**Task to carry out**
Starting at the first line of the listing below, retype each line up to and including the one that contains "172px 172px 128px". Leave pictures out.

**Source material**
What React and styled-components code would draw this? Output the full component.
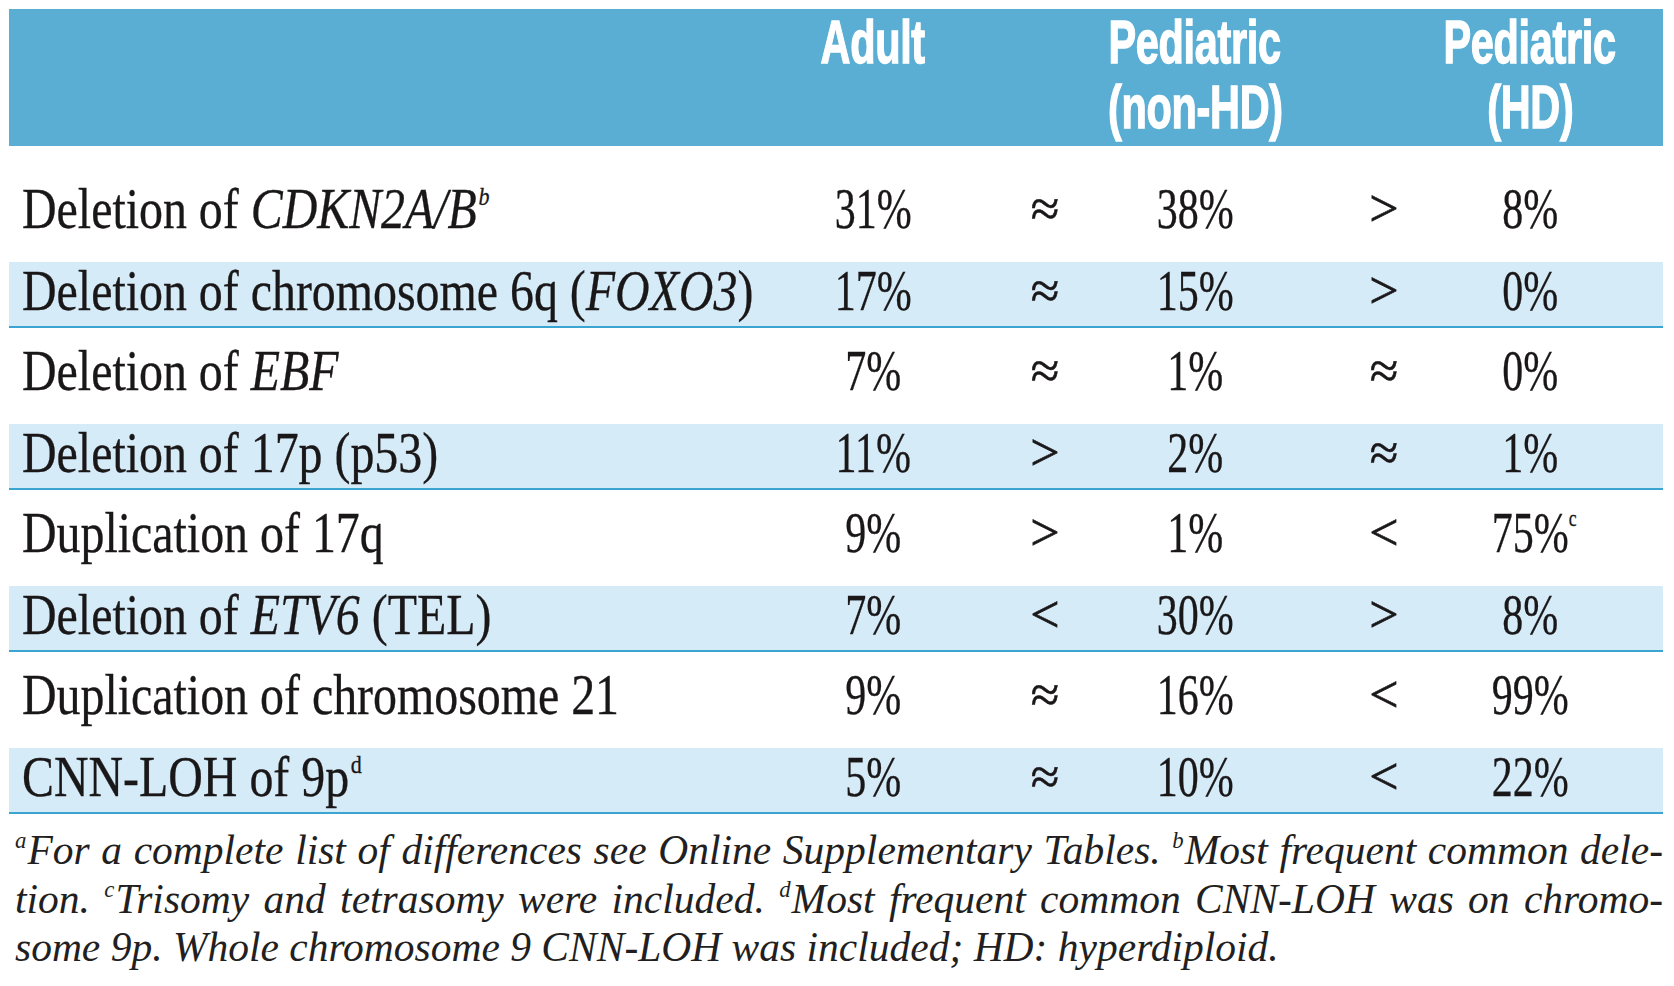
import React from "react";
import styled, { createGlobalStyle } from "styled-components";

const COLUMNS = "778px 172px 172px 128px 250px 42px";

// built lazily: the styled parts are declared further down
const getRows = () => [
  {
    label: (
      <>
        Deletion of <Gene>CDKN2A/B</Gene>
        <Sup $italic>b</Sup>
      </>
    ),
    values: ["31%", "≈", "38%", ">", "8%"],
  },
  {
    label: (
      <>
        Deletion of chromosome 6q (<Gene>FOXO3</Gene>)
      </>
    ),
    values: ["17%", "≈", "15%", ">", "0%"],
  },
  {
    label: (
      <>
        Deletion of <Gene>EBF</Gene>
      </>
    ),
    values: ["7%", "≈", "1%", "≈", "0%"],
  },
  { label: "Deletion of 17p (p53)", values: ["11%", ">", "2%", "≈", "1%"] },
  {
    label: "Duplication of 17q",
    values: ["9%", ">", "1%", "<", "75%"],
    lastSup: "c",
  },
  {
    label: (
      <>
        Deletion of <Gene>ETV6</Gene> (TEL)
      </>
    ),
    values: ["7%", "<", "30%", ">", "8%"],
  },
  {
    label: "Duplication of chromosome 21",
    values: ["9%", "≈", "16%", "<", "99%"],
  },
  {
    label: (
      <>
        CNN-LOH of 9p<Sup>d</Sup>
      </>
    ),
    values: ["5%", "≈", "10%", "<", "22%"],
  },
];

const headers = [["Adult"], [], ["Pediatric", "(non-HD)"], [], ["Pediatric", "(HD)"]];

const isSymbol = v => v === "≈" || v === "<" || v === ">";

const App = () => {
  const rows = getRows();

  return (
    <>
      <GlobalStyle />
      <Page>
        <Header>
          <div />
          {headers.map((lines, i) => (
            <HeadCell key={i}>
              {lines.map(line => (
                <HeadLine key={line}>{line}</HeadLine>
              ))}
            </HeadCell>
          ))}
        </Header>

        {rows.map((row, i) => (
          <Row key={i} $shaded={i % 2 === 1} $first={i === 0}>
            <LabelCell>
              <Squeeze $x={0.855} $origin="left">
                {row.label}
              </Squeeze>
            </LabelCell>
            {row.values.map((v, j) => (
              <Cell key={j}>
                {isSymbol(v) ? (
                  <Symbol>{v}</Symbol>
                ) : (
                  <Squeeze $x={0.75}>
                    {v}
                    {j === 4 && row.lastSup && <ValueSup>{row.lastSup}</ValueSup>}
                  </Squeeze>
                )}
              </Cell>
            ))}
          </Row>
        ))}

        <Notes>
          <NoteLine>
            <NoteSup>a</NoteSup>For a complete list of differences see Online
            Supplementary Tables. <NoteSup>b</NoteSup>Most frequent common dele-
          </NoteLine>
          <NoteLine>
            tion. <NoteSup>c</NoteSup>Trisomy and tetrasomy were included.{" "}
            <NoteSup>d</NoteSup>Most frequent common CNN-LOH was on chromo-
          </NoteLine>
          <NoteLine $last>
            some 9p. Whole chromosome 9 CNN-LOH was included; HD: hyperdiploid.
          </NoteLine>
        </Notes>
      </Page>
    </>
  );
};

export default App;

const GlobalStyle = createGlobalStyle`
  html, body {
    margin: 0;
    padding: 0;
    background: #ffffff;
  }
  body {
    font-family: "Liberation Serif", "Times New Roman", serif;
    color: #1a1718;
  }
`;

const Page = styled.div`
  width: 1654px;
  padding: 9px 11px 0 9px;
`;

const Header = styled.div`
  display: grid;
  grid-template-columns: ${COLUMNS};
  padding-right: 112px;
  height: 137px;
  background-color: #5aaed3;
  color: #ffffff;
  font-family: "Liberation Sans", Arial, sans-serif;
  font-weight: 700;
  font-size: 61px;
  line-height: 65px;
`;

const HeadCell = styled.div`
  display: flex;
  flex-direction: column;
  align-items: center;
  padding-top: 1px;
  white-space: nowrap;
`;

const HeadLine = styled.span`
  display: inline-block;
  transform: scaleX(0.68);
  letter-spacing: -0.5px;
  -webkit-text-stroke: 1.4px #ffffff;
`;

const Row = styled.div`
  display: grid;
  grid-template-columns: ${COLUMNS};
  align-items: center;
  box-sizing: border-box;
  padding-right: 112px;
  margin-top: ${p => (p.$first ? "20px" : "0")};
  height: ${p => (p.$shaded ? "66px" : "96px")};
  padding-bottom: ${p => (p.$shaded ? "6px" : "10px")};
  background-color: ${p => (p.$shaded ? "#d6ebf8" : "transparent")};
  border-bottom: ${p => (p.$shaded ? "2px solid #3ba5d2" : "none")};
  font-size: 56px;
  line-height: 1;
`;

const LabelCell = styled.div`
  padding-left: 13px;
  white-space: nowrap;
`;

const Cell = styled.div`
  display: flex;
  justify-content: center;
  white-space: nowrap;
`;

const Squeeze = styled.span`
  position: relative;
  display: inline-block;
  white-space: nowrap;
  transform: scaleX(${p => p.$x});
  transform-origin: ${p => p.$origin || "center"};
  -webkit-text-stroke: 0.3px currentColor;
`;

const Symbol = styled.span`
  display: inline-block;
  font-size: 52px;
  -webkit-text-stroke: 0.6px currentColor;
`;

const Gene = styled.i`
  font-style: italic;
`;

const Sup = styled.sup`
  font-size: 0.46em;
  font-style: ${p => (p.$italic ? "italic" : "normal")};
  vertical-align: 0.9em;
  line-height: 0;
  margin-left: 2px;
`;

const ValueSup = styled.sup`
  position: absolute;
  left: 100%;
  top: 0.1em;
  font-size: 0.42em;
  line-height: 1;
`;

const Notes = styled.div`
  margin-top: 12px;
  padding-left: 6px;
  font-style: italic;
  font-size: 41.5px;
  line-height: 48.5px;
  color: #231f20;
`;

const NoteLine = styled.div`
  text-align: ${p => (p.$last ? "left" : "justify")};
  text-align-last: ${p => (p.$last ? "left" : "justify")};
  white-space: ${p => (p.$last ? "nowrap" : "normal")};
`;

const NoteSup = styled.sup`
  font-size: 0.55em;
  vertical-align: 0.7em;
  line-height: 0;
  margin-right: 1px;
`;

**Solution to the exercise**
What React and styled-components code would draw this? Output the full component.
import React from "react";
import styled, { createGlobalStyle } from "styled-components";

const COLUMNS = "778px 172px 172px 128px 250px 42px";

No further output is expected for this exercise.